Making Time For Solitude

(Book Study:  Ten Habits of Happy Mothers by Meg Meeker - Habit #6)


In chapter six, Meg encourages mothers to make time for solitude.  She defines this as a time of stillness, reflection, or meditation.  Why do we need this?  Because solitude strengthens our relationships, sharpens our awareness of ourselves and others, brings peace and healing, helps us stay centered and sane in the midst of "choice overload," and encourages us to listen to the voice of God.  What prevents us from making time for solitude?  Put simply - we are too busy.  I believe that Satan keeps us focused on many little things so that we can't pay attention to the few big ones.


I don't have time for a deeper reflection this week, so I am going to pass along an article from Faith and Family Live.  The article doesn't speak directly to a mother's need for solitude (habit #6), but it does address our need to reduce our expectations for ourselves, our families, and our home. The author, Kelly Dolin, blogs at In the Sheepfold.  She is a "real" mom with "real" kids, and takes a relaxed and humorous approach to parenting, so I feel right at home on her blog.  Her friend and neighbor, Rachel Balducci, is a blogger at Testosterhome and author of How Do You Tuck In a Superhero?  You may enjoy her blog or book if you are raising many boys.  Both are funny ladies.



Saturday, February 25, 2012

Words for thought

I saw this quote on a blog I follow and thought I'd share it with our group.  I know this sums up much of what we feel, and much of what we are trying to accomplish with our time as a group.
Enjoy!

"The greatest need of any country, and especially of our own, is better men and better woman.  The greatness of future generations depends upon the character of the boys and girls of the present.  
It is the duty of the home to properly train children.  
This is important, not only for the sake of the children and the home, but for the sake of the church and the government as well.  Without proper training at home it is almost impossible for the children to be what the parents would wish them."
The Management and Training for Children, William J Shearer, 1904

Tuesday, February 21, 2012

Ash Wednesday

Ash Wednesday is tomorrow.  Are you ready?  If Lent comes with the unrealistic pressure to go BIG, perhaps this article at Faith and Family Live will help you think small.


Just Say No!


(Book Study:  Ten Habits of Happy Mothers by Meg Meeker – Habit #4)

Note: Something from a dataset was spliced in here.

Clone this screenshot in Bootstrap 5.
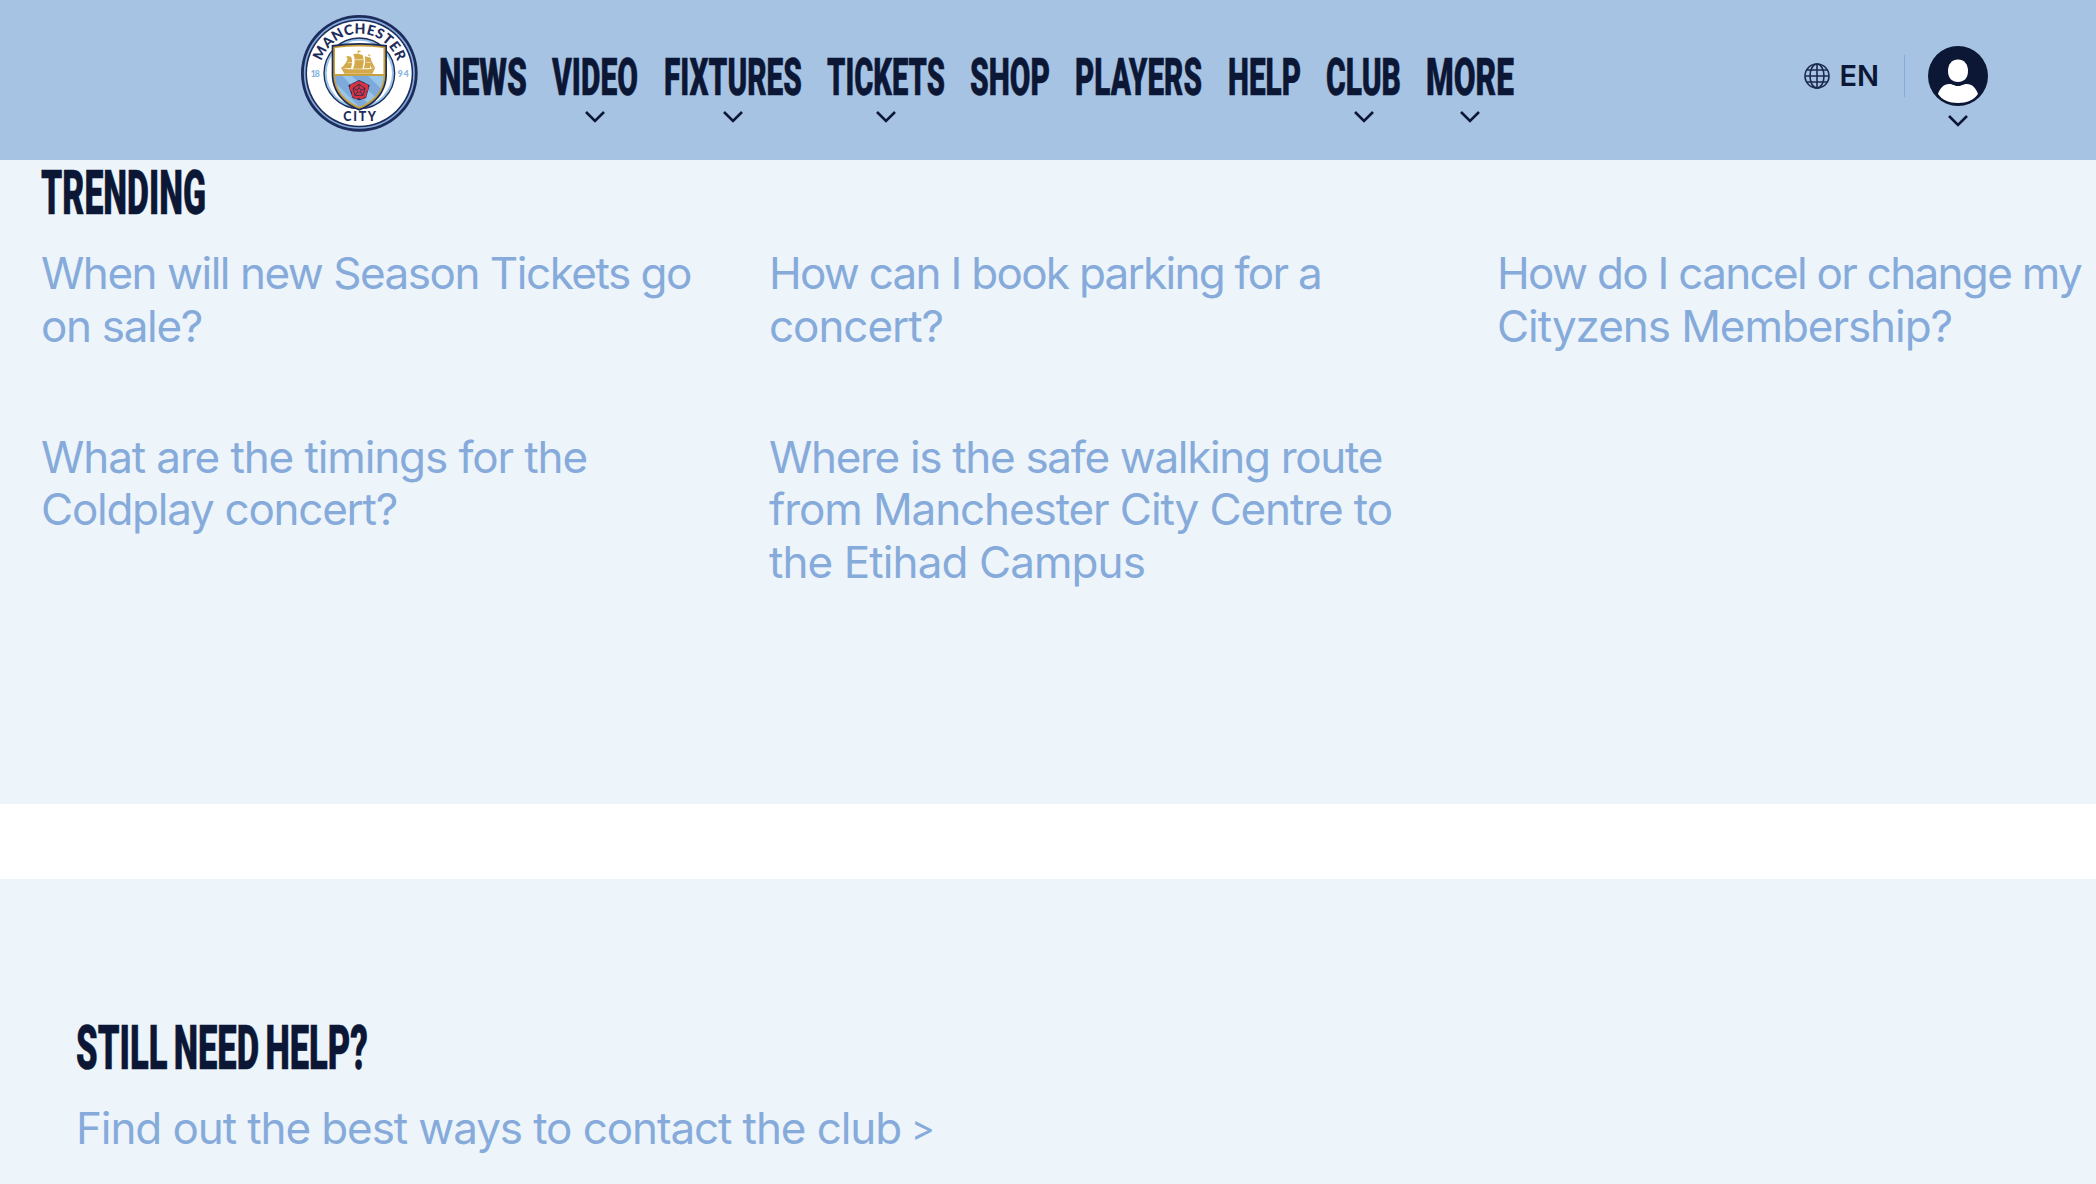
<!DOCTYPE html>
<html lang="en">
<head>
    <meta charset="UTF-8">
    <meta name="viewport" content="width=device-width, initial-scale=1.0">
    <title>Help | Manchester City</title>

    <!-- Bootstrap CSS -->
    <link href="https://cdn.jsdelivr.net/npm/bootstrap@5.3.0/dist/css/bootstrap.min.css" rel="stylesheet">

    <style>
        body {
            font-family: Inter, "Liberation Sans", sans-serif;
            color: #0c1735;
            height: 1184px;
            overflow: hidden;
        }
        .site-header {
            height: 160px;
            padding: 0 108px 0 301px;
            background: #a7c3e4;
        }
        .crest {
            width: 117px;
            height: 117px;
            margin: 15px 22px 0 0;
        }
        .main-menu {
            gap: 27.3px;
            padding-top: 54px;
        }
        .main-menu svg, .title-text {
            display: block;
            overflow: visible;
        }
        .main-menu text, .title-text text {
            font-family: Roboto, "Liberation Sans", sans-serif;
            font-weight: 900;
            fill: #0c1735;
            stroke: #0c1735;
            stroke-width: .5px;
        }
        .main-menu text { font-size: 52.5px; }
        .title-text text {
            font-size: 60.5px;
            word-spacing: -4px;
        }
        .arrow {
            width: 20px;
            height: 12px;
            fill: none;
            stroke: #0c1735;
            stroke-width: 2.6;
        }
        .main-menu .arrow { margin-top: 13px; }
        .lang {
            padding-top: 58px;
            font-size: 29px;
            line-height: 36px;
            font-weight: 600;
            gap: 9px;
        }
        .divider {
            width: 1px;
            height: 42px;
            margin: 55px 23px 0 25px;
            background: #86abdb;
        }
        .account { padding-top: 46px; }
        .account .arrow { margin-top: 9px; }
        .panel { background: #edf4fa; }
        .trending {
            height: 644px;
            padding: 10px 0 0 41px;
        }
        .topics {
            display: grid;
            grid-template-columns: 728px 728px 1fr;
            grid-auto-rows: 183.6px;
            padding-top: 33px;
        }
        .topic {
            color: #86abdb;
            font-size: 44px;
            line-height: 52.5px;
            font-weight: 400;
            text-decoration: none;
            white-space: nowrap;
        }
        .topic span { display: table; }
        .still-help {
            height: 305px;
            margin-top: 75px;
            padding: 146px 0 0 76px;
        }
        .still-help .topic { margin-top: 33px; }
        .still-help .topic .more-sign {
            margin-left: 10px;
            font-size: 36px;
        }
    </style>
</head>
<body>
    <!-- Header -->
    <header class="site-header d-flex align-items-start">
        <a href="#" aria-label="Manchester City">
            <svg class="crest d-block" viewBox="34 30 351 351">
                <defs>
                    <path id="crestArc" d="M90 205A119 119 0 0 1 328 205"/>
                    <clipPath id="shieldClip"><path d="M136 129Q209 119 282 129V209C281 258 249 289 209 305C169 289 137 258 136 209Z"/></clipPath>
                </defs>
                <circle cx="209" cy="205" r="175" fill="#1c2c5b"/>
                <circle cx="209" cy="205" r="164" fill="none" stroke="#86abdb" stroke-width="5"/>
                <circle cx="209" cy="205" r="157" fill="#fff"/>
                <circle cx="209" cy="205" r="106" fill="#98c5e9" stroke="#1c2c5b" stroke-width="4"/>
                <circle cx="209" cy="205" r="98" fill="#fff"/>
                <path d="M126 120Q209 108 292 120V210C291 264 255 300 209 317C163 300 127 264 126 210Z" fill="#1c2c5b"/>
                <path d="M131 125Q209 114 287 125V209C286 261 252 295 209 311C166 295 132 261 131 209Z" fill="#c9a038"/>
                <g clip-path="url(#shieldClip)">
                    <path fill="#fff" d="M130 115H290V208H130Z"/>
                    <path fill="#98c5e9" d="M130 212H290V320H130Z"/>
                    <path fill="#7daadb" d="M130 212H158L235 296L213 310L130 226ZM185 212H235L286 263L265 282ZM130 244L188 304L145 294Z"/>
                    <path fill="#c9a038" d="M130 207H290V212H130Z"/>
                </g>
                <g fill="#d3a94a">
                    <path d="M154 188L174 193H238L257 187L248 206H164Z"/>
                    <path d="M176 154L186 158Q190 174 184 190H153Q171 178 176 154Z"/>
                    <path d="M191 147Q200 144 219 150Q226 169 218 191H190Q200 169 191 147Z"/>
                    <path d="M225 154L243 158Q248 174 240 190H221Q230 172 225 154Z"/>
                    <path d="M243 164L256 188H244ZM171 153L184 155V160H171ZM204 136L215 139L206 143V150H204ZM235 148L244 151L237 154Z"/>
                </g>
                <path d="M188 156Q193 173 187 192M222 152Q228 172 221 192M174 173H187M196 164H221M230 172H243" fill="none" stroke="#fff" stroke-width="1.8"/>
                <path d="M208 225L221 231L240 241L235 258L229 279L209 286L189 279L181 257L176 241L196 231Z" fill="#1c2c5b"/>
                <path d="M208 229Q218 229 221 235Q235 235 236 244Q239 254 231 261Q233 276 223 279Q213 286 208 279Q197 285 192 277Q184 273 187 261Q176 253 181 243Q184 234 196 235Q199 228 208 229Z" fill="#d8343f"/>
                <path d="M208 238L226 250L220 271H196L190 250ZM208 238V249M226 250L214 255M220 271L212 261M196 271L204 261M190 250L202 255" fill="none" stroke="#1c2c5b" stroke-width="2.5"/>
                <circle cx="208" cy="256" r="6" fill="none" stroke="#1c2c5b" stroke-width="2"/>
                <g font-family="Lato, sans-serif" font-weight="900">
                    <text font-size="42" fill="#1c2c5b"><textPath href="#crestArc" startOffset="37" textLength="300" lengthAdjust="spacing">MANCHESTER</textPath></text>
                    <text x="161" y="348" font-size="37" textLength="98" fill="#1c2c5b">CITY</text>
                    <text x="63" y="215" font-size="26" textLength="27" fill="#86b4e0">18</text>
                    <text x="324" y="215" font-size="26" textLength="33" fill="#86b4e0">94</text>
                </g>
            </svg>
        </a>

        <nav class="main-menu d-flex" id="mainMenu"></nav>

        <div class="lang d-flex align-items-center ms-auto">
            <svg width="26" height="26" viewBox="0 0 26 26" fill="none" stroke="#1b2a4d" stroke-width="1.6">
                <circle cx="13" cy="13" r="12"/>
                <ellipse cx="13" cy="13" rx="7" ry="12"/>
                <path d="M13 1V25M1 13H25M3 7H23M3 19H23"/>
            </svg>
            <span>EN</span>
        </div>
        <div class="divider"></div>
        <div class="account d-flex flex-column align-items-center">
            <svg width="60" height="60" viewBox="0 0 60 60">
                <circle cx="30" cy="30" r="30" fill="#0c1735"/>
                <path d="M30 13.500C36 13.500 40 18 40 25C40 32 36 36 30 36S20 32 20 25C20 18 24 13.500 30 13.500Z" fill="#fff"/>
                <path d="M10 48C12 42 16 38 21 38C25 38 26 40 30 40S35 38 39 38C44 38 48 42 50 48C46 54 39 57 30 57S14 54 10 48Z" fill="#fff"/>
            </svg>
            <svg class="arrow" viewBox="0 0 20 12"><path d="M1 1L10 10L19 1"/></svg>
        </div>
    </header>

    <!-- Trending questions -->
    <section class="panel trending">
        <svg class="title-text" width="163" height="44" role="heading" aria-level="2"><text y="44">TRENDING</text></svg>
        <div class="topics">
            <a class="topic" href="#"><span data-width="650">When will new Season Tickets go</span><span data-width="161">on sale?</span></a>
            <a class="topic" href="#"><span data-width="552">How can I book parking for a</span><span data-width="174">concert?</span></a>
            <a class="topic" href="#"><span data-width="584">How do I cancel or change my</span><span data-width="455">Cityzens Membership?</span></a>
            <a class="topic" href="#"><span data-width="546">What are the timings for the</span><span data-width="356">Coldplay concert?</span></a>
            <a class="topic" href="#"><span data-width="613">Where is the safe walking route</span><span data-width="623">from Manchester City Centre to</span><span data-width="376">the Etihad Campus</span></a>
        </div>
    </section>

    <!-- Contact -->
    <section class="panel still-help">
        <svg class="title-text" width="290" height="44" role="heading" aria-level="2"><text y="44">STILL NEED HELP?</text></svg>
        <a class="topic d-flex" href="#"><span data-width="825">Find out the best ways to contact the club</span><span class="more-sign">&gt;</span></a>
    </section>

    <!-- Bootstrap & JavaScript -->
    <script src="https://cdn.jsdelivr.net/npm/bootstrap@5.3.0/dist/js/bootstrap.bundle.min.js"></script>
    <script>
        const menuItems = [
            { label: "NEWS", width: 86 },
            { label: "VIDEO", width: 84, sub: true },
            { label: "FIXTURES", width: 136, sub: true },
            { label: "TICKETS", width: 116, sub: true },
            { label: "SHOP", width: 78 },
            { label: "PLAYERS", width: 125 },
            { label: "HELP", width: 71 },
            { label: "CLUB", width: 73, sub: true },
            { label: "MORE", width: 86, sub: true }
        ];

        document.getElementById("mainMenu").innerHTML = menuItems.map(item => `
            <a href="#" class="d-flex flex-column align-items-center">
                <svg width="${item.width}" height="44"><text y="40.500">${item.label}</text></svg>
                ${item.sub ? `<svg class="arrow" viewBox="0 0 20 12"><path d="M1 1L10 10L19 1"/></svg>` : ""}
            </a>`).join("");

        // Condense headings and menu labels to the width of their box
        document.querySelectorAll(".main-menu text, .title-text text").forEach(text => {
            const width = Number(text.parentNode.getAttribute("width")) + 2;
            const scale = width / text.getComputedTextLength();
            const shift = text.closest(".title-text") ? 0 : -1;
            text.setAttribute("transform", `translate(${shift} 0) scale(${scale} 1)`);
        });

        // Track each line of link text to its set width
        document.querySelectorAll("[data-width]").forEach(line => {
            const extra = line.dataset.width - line.getBoundingClientRect().width;
            line.style.letterSpacing = `${extra / line.textContent.length}px`;
        });
    </script>
</body>
</html>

In chapter 4, Meg writes about competition and jealousy with the boldness that I admired in chapters 1 and 2 but found lacking in chapter 3.  Competition and jealousy are difficult topics because they are so personal and reveal much about ourselves.  Most often, when we make comparisons between ourselves and other mothers, we put pressure on ourselves to change.  But sometimes, we put that pressure on the other mother.  The drive for perfection can come from ourselves or from other people.  It has been most difficult for me to realize that many times I have succumbed to the often subtle pressure to be what someone else wants.  Regardless of the source, one solution is to recognize the pressure and to force it out of our lives.  This is easiest to do when we focus on our own gifts and skills.  Our culture offers endless opportunities for fulfillment, but there is no way anyone of us can do it all.  We are finite beings so we have to make choices.  If we focus on one area of our lives, another area is going to suffer.  And that is OK.  A mother’s sanity and happiness depends on her ability to know when to say “No” to the pressure to do more and to be more. 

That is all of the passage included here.